J. van Wassenaer van Catwijck was de laatste particuliere eigenaar van het grafmonument. In 1920 bood hij het grafmonument van Liere aan het Rijk aan, omdat hij ervan overtuigd was dat het monument dan in veiligere handen zou zijn dan bij een particulier. Hij verbond aan de schenking wel enkele voorwaarden.
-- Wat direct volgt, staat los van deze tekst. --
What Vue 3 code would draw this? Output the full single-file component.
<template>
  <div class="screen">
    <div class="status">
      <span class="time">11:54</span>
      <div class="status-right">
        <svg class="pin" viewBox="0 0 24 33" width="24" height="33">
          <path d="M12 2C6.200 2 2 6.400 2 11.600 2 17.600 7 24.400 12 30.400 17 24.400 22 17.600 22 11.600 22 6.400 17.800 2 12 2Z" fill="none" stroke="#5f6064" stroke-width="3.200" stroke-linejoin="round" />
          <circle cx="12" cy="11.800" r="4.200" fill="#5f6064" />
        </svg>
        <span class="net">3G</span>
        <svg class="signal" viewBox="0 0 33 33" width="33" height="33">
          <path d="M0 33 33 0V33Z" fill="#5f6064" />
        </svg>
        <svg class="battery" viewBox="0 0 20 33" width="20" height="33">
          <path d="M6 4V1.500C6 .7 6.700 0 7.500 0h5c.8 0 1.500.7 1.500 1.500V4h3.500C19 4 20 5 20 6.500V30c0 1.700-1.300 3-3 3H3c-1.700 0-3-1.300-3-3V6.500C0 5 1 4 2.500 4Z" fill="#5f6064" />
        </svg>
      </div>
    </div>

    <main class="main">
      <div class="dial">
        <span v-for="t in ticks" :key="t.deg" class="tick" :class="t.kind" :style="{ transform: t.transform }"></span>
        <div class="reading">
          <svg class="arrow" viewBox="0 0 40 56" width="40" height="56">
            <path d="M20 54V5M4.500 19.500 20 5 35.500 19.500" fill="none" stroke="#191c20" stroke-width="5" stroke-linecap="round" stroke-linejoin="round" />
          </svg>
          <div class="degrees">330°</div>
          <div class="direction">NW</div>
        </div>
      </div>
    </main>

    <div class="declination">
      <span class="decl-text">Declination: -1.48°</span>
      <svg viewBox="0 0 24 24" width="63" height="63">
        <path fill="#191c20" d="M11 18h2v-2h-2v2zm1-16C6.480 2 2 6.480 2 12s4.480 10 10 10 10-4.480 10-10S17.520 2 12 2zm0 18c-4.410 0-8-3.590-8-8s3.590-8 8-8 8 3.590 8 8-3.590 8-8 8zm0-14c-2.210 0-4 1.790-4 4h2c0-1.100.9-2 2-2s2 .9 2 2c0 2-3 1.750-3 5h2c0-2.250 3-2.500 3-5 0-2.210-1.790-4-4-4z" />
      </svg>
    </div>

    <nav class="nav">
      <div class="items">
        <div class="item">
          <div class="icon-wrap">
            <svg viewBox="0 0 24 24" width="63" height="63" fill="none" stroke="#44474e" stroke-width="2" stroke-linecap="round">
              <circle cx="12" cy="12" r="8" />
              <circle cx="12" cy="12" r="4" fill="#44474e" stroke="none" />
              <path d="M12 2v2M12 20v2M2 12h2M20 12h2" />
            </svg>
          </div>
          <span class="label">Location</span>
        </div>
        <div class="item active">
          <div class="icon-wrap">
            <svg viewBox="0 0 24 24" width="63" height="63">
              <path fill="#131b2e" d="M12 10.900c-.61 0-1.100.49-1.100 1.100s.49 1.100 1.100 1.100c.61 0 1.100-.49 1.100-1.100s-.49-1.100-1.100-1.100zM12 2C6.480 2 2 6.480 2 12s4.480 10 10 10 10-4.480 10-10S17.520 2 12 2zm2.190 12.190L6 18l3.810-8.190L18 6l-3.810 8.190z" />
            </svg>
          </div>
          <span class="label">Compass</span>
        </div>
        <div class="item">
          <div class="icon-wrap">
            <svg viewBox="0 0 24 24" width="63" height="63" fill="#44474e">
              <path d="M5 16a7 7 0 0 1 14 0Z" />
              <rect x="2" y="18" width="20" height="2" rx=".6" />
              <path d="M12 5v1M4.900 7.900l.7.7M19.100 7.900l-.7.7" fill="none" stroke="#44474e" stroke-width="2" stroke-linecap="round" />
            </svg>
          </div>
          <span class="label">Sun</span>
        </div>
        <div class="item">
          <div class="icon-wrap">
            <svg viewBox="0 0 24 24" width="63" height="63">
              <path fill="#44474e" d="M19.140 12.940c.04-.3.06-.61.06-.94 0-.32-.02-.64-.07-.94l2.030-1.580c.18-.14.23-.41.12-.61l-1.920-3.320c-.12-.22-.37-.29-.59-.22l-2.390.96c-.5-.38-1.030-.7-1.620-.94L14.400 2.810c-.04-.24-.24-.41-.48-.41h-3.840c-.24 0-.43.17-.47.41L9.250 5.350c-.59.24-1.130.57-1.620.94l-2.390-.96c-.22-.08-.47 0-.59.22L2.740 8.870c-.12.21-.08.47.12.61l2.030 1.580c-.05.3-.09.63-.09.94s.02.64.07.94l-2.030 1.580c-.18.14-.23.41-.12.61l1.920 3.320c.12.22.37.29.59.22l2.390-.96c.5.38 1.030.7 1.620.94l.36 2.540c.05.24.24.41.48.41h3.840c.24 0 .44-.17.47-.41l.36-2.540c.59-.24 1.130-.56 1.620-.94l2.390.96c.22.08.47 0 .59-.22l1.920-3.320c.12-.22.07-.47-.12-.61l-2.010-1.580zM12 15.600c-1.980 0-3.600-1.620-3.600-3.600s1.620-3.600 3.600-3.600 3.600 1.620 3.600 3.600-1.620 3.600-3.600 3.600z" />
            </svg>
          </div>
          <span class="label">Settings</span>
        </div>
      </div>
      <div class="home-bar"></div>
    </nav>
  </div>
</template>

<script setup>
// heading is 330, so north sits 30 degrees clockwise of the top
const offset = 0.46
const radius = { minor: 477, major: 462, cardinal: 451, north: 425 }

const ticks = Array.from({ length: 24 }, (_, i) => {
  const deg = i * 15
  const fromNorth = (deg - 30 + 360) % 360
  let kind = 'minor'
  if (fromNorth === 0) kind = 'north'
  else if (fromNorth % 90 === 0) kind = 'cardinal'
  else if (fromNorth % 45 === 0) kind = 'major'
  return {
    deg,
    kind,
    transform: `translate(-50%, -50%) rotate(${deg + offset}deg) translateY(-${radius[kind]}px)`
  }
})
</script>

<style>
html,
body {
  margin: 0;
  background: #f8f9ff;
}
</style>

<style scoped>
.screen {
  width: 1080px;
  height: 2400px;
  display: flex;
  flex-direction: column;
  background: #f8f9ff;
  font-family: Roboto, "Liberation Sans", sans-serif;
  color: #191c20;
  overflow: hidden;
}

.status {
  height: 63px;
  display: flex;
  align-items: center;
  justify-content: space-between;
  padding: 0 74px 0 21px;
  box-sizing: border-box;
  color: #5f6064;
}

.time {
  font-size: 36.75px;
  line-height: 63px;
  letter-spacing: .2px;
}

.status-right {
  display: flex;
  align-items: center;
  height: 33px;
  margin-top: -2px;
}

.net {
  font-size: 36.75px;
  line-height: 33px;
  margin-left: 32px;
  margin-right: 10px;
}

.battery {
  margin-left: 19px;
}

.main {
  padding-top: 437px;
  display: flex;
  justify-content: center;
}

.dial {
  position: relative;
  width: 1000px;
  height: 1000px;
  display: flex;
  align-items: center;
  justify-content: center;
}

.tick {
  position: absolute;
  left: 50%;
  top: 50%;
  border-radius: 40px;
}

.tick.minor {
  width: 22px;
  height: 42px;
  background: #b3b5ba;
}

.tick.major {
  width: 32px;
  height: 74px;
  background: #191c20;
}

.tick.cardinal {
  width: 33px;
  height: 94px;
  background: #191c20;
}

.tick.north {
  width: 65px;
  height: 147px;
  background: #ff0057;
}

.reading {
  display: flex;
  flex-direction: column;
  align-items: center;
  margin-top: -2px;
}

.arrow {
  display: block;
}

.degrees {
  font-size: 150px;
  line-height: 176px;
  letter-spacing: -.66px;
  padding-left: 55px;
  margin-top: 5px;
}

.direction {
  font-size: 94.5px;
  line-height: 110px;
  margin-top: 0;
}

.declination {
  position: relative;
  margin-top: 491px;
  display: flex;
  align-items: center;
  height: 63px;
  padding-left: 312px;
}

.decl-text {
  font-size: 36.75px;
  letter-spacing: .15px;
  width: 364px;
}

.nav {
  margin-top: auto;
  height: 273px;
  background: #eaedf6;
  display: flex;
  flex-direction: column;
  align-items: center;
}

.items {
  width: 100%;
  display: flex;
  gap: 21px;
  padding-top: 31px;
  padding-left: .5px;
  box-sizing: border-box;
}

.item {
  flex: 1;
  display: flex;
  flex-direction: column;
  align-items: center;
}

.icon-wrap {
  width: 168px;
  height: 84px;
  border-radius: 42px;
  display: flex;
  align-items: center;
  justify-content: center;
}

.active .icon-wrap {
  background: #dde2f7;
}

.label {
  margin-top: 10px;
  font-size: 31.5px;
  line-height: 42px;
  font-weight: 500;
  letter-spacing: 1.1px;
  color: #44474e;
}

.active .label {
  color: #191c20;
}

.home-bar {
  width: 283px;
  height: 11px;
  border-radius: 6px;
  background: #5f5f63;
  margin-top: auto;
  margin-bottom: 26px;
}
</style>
Ten eerste zou het monumenten op zijn oorspronkelijke plaats moeten blijven; ten tweede zou de Staat de verplichting op zich moeten nemen de noordelijke helft van het koor en de grafkelder, waarvan hij eigenaar wenste te blijven, te onderhouden; en ten derde zou het monument ongehinderd bezichtigd moeten kunnen worden én zou in het koor bij begrafenissen een dienst moeten kunnen worden gehouden.

De Rijkscommissie voor de Monumentenzorg schreef in haar advies aan de Minister dat het niet wenselijk was om een particulier monument over te nemen. Echter moest uit het oogpunt van het kunsthistorische belang een uitzondering gemaakt worden. Daarom gingen zij akkoord met de voorwaarden.  

De Rijksgebouwendienst restaureerde in 1927 het noordelijke zijkoor, en in de periode 1946-1947 werd het grafmonument zelf hersteld. De voorwaarden van J. van Wassenaer van Catwijck gelden vandaag de dag nog altijd. Sinds 2016 is het monument in handen van Monumentenbezit.